▶ [EXERCISE DETAILS] Locate the string "React" throughout the material and copy every line in which it occurs.

▶ [MATERIAL TO PROCESS]

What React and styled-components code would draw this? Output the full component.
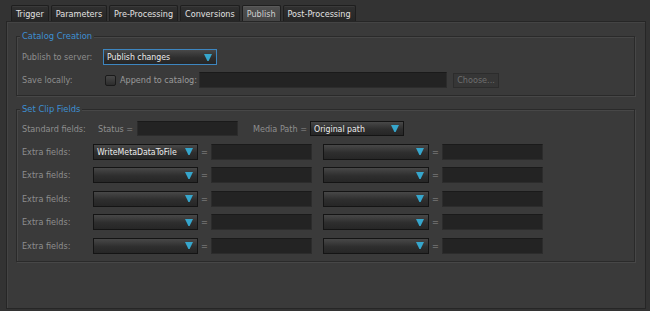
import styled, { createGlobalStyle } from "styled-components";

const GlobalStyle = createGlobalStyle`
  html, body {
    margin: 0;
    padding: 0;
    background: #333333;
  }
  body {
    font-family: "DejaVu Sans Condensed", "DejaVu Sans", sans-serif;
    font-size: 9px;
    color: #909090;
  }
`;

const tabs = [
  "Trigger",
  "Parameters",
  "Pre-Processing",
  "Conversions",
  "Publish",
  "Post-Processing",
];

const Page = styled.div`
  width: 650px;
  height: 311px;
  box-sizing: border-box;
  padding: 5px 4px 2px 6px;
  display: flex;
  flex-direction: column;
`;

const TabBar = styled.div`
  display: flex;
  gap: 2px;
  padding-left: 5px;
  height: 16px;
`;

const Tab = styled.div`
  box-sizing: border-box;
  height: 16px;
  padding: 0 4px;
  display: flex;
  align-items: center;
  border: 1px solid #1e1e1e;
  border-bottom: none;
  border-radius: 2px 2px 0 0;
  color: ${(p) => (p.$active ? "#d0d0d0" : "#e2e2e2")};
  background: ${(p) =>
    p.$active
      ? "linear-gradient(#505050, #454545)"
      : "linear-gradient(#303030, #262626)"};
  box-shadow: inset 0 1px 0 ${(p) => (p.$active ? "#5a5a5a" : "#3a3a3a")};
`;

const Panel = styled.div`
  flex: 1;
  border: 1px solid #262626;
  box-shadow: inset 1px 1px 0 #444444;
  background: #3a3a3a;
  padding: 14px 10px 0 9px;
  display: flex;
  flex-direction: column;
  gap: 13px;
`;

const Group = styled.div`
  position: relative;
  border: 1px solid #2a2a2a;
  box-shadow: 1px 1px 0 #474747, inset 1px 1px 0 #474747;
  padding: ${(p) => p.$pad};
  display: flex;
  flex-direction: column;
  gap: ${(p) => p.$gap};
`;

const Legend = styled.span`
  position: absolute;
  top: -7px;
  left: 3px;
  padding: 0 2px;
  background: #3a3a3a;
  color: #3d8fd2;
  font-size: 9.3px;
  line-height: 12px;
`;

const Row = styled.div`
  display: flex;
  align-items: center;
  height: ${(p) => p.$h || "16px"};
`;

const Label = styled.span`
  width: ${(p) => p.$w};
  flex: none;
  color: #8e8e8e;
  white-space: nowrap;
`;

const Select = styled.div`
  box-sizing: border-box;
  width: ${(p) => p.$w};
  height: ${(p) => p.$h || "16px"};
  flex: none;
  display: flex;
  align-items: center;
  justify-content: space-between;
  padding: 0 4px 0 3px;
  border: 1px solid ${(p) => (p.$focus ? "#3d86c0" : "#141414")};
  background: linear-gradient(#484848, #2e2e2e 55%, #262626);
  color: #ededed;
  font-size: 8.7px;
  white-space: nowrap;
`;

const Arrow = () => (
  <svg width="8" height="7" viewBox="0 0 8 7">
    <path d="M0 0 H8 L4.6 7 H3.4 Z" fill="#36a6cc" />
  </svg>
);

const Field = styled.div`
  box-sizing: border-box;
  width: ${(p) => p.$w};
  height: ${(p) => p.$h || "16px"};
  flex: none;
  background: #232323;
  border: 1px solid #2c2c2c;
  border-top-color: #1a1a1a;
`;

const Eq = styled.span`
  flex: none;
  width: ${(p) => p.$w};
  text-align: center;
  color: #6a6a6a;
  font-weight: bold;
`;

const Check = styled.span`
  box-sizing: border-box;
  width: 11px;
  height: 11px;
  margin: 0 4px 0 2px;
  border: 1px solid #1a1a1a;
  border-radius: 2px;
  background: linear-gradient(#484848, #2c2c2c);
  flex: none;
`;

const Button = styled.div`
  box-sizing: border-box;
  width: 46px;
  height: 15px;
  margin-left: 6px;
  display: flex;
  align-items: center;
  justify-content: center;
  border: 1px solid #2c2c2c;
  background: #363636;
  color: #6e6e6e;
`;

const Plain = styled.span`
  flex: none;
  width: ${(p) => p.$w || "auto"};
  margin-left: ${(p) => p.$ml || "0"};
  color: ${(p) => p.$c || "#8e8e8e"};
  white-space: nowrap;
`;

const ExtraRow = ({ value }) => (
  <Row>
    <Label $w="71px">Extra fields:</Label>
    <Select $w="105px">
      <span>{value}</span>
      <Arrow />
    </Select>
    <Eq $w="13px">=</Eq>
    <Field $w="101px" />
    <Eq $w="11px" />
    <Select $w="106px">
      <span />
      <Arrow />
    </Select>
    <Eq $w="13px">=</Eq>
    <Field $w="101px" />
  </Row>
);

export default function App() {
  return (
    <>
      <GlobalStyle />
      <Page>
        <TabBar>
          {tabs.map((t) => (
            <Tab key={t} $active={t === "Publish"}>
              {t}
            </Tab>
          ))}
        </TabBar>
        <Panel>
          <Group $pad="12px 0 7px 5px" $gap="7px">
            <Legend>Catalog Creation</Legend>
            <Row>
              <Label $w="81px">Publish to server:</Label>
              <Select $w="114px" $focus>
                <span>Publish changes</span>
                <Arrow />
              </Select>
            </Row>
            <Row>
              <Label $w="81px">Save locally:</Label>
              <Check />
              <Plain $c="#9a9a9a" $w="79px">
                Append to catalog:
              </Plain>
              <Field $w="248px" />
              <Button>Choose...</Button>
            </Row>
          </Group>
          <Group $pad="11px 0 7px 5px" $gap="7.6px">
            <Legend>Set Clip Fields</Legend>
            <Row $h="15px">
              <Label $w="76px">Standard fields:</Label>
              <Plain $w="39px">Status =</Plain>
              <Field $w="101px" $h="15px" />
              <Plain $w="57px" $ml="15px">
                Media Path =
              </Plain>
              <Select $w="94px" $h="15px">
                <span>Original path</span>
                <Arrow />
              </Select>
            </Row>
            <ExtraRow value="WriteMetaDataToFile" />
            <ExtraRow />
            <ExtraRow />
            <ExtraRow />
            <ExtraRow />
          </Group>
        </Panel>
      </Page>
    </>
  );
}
==
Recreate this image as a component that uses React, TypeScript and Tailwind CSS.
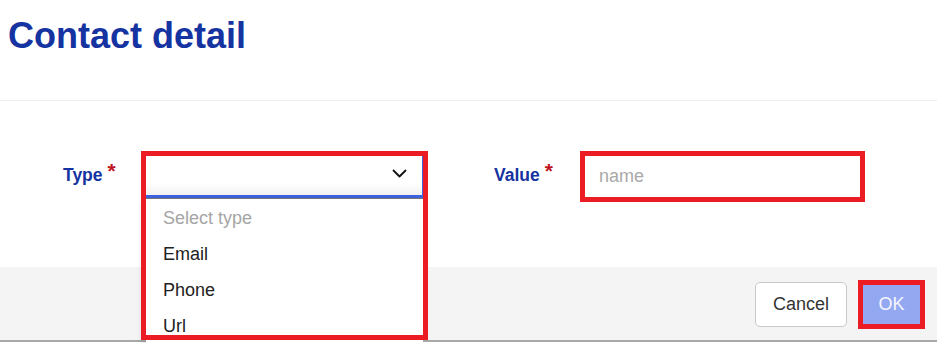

▶ [EXERCISE ANSWER]
What React and styled-components code would draw this? Output the full component.
Recreate this image as a component that uses React, TypeScript and Tailwind CSS.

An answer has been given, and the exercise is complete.